● **Directions**
All of the material should be reproduced exactly, with pictures left out.

● **Information supplied**
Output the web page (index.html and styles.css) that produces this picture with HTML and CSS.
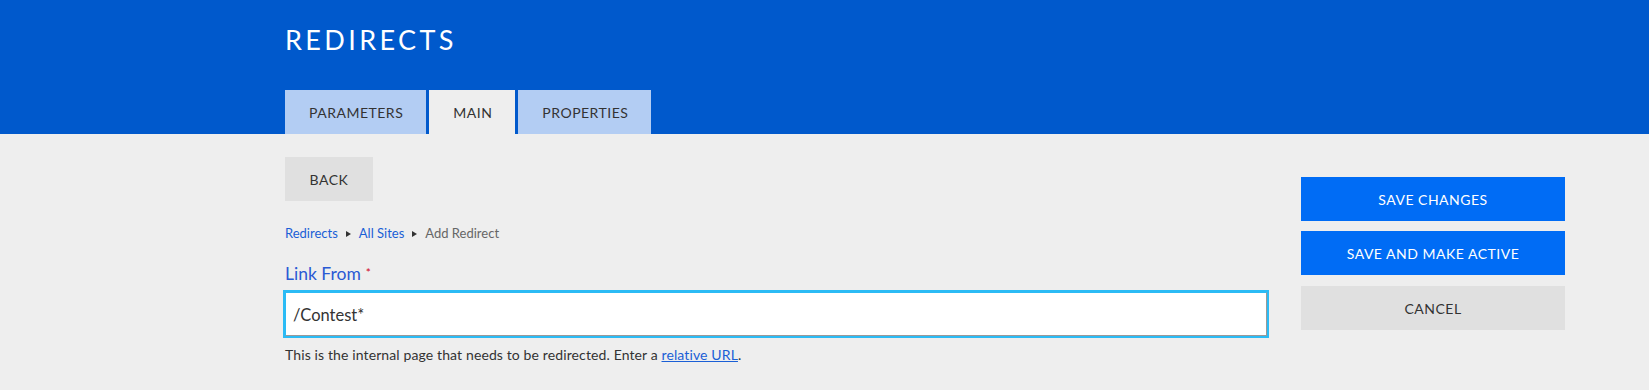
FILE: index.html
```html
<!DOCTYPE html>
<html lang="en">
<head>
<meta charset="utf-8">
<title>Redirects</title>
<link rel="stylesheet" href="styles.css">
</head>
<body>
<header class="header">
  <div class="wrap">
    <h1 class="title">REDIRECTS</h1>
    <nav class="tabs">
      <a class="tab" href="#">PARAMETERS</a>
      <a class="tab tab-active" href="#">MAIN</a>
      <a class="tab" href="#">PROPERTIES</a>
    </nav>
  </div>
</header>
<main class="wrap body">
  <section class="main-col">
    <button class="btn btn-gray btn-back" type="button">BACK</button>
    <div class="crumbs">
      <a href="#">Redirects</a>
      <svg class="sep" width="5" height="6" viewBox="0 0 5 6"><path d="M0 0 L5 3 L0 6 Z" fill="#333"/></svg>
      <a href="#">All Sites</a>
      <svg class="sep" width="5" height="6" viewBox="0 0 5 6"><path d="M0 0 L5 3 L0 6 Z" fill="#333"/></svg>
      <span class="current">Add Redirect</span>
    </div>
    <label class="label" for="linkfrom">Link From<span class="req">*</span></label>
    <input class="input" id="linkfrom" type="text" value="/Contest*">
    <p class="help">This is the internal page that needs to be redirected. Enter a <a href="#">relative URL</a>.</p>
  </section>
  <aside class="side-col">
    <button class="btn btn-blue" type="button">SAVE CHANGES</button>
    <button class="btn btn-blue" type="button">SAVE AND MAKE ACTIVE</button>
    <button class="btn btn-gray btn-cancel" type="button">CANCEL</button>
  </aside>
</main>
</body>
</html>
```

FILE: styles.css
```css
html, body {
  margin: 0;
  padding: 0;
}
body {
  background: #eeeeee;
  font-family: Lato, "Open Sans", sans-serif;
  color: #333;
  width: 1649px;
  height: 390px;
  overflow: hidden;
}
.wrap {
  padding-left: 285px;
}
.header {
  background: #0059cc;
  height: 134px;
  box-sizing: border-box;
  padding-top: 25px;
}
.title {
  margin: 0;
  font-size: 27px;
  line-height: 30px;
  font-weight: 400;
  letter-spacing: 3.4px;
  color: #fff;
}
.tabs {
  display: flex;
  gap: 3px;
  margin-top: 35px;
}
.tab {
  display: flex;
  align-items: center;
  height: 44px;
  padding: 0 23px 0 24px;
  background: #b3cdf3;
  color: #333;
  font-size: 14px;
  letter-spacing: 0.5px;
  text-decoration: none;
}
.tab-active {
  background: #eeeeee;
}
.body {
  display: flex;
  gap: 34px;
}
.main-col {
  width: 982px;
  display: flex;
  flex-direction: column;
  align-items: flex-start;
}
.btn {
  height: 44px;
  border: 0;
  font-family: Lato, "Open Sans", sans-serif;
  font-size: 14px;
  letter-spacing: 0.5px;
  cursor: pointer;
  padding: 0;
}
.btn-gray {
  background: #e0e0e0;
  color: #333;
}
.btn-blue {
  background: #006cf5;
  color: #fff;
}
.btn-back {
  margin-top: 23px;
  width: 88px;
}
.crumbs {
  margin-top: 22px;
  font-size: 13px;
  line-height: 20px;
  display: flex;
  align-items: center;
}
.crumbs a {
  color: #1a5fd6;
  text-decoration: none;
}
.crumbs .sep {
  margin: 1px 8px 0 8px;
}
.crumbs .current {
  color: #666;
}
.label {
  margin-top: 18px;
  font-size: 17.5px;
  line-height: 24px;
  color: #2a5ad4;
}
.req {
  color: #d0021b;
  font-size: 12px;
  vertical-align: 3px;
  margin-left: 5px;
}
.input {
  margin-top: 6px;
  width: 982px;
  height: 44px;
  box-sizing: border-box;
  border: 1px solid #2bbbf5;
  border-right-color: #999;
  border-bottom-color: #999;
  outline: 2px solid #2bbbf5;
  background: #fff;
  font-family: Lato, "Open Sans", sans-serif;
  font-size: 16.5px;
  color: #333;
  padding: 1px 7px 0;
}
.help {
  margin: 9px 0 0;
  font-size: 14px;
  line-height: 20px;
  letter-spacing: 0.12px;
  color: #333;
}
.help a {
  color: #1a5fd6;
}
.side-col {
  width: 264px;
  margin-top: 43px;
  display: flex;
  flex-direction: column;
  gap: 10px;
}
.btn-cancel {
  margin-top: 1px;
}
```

● **Task output**
Output the web page (index.html and styles.css) that produces this picture with HTML and CSS.
FILE: index.html
```html
<!DOCTYPE html>
<html lang="en">
<head>
<meta charset="utf-8">
<title>Redirects</title>
<link rel="stylesheet" href="styles.css">
</head>
<body>
<header class="header">
  <div class="wrap">
    <h1 class="title">REDIRECTS</h1>
    <nav class="tabs">
      <a class="tab" href="#">PARAMETERS</a>
      <a class="tab tab-active" href="#">MAIN</a>
      <a class="tab" href="#">PROPERTIES</a>
    </nav>
  </div>
</header>
<main class="wrap body">
  <section class="main-col">
    <button class="btn btn-gray btn-back" type="button">BACK</button>
    <div class="crumbs">
      <a href="#">Redirects</a>
      <svg class="sep" width="5" height="6" viewBox="0 0 5 6"><path d="M0 0 L5 3 L0 6 Z" fill="#333"/></svg>
      <a href="#">All Sites</a>
      <svg class="sep" width="5" height="6" viewBox="0 0 5 6"><path d="M0 0 L5 3 L0 6 Z" fill="#333"/></svg>
      <span class="current">Add Redirect</span>
    </div>
    <label class="label" for="linkfrom">Link From<span class="req">*</span></label>
    <input class="input" id="linkfrom" type="text" value="/Contest*">
    <p class="help">This is the internal page that needs to be redirected. Enter a <a href="#">relative URL</a>.</p>
  </section>
  <aside class="side-col">
    <button class="btn btn-blue" type="button">SAVE CHANGES</button>
    <button class="btn btn-blue" type="button">SAVE AND MAKE ACTIVE</button>
    <button class="btn btn-gray btn-cancel" type="button">CANCEL</button>
  </aside>
</main>
</body>
</html>
```

FILE: styles.css
```css
html, body {
  margin: 0;
  padding: 0;
}
body {
  background: #eeeeee;
  font-family: Lato, "Open Sans", sans-serif;
  color: #333;
  width: 1649px;
  height: 390px;
  overflow: hidden;
}
.wrap {
  padding-left: 285px;
}
.header {
  background: #0059cc;
  height: 134px;
  box-sizing: border-box;
  padding-top: 25px;
}
.title {
  margin: 0;
  font-size: 27px;
  line-height: 30px;
  font-weight: 400;
  letter-spacing: 3.4px;
  color: #fff;
}
.tabs {
  display: flex;
  gap: 3px;
  margin-top: 35px;
}
.tab {
  display: flex;
  align-items: center;
  height: 44px;
  padding: 0 23px 0 24px;
  background: #b3cdf3;
  color: #333;
  font-size: 14px;
  letter-spacing: 0.5px;
  text-decoration: none;
}
.tab-active {
  background: #eeeeee;
}
.body {
  display: flex;
  gap: 34px;
}
.main-col {
  width: 982px;
  display: flex;
  flex-direction: column;
  align-items: flex-start;
}
.btn {
  height: 44px;
  border: 0;
  font-family: Lato, "Open Sans", sans-serif;
  font-size: 14px;
  letter-spacing: 0.5px;
  cursor: pointer;
  padding: 0;
}
.btn-gray {
  background: #e0e0e0;
  color: #333;
}
.btn-blue {
  background: #006cf5;
  color: #fff;
}
.btn-back {
  margin-top: 23px;
  width: 88px;
}
.crumbs {
  margin-top: 22px;
  font-size: 13px;
  line-height: 20px;
  display: flex;
  align-items: center;
}
.crumbs a {
  color: #1a5fd6;
  text-decoration: none;
}
.crumbs .sep {
  margin: 1px 8px 0 8px;
}
.crumbs .current {
  color: #666;
}
.label {
  margin-top: 18px;
  font-size: 17.5px;
  line-height: 24px;
  color: #2a5ad4;
}
.req {
  color: #d0021b;
  font-size: 12px;
  vertical-align: 3px;
  margin-left: 5px;
}
.input {
  margin-top: 6px;
  width: 982px;
  height: 44px;
  box-sizing: border-box;
  border: 1px solid #2bbbf5;
  border-right-color: #999;
  border-bottom-color: #999;
  outline: 2px solid #2bbbf5;
  background: #fff;
  font-family: Lato, "Open Sans", sans-serif;
  font-size: 16.5px;
  color: #333;
  padding: 1px 7px 0;
}
.help {
  margin: 9px 0 0;
  font-size: 14px;
  line-height: 20px;
  letter-spacing: 0.12px;
  color: #333;
}
.help a {
  color: #1a5fd6;
}
.side-col {
  width: 264px;
  margin-top: 43px;
  display: flex;
  flex-direction: column;
  gap: 10px;
}
.btn-cancel {
  margin-top: 1px;
}
```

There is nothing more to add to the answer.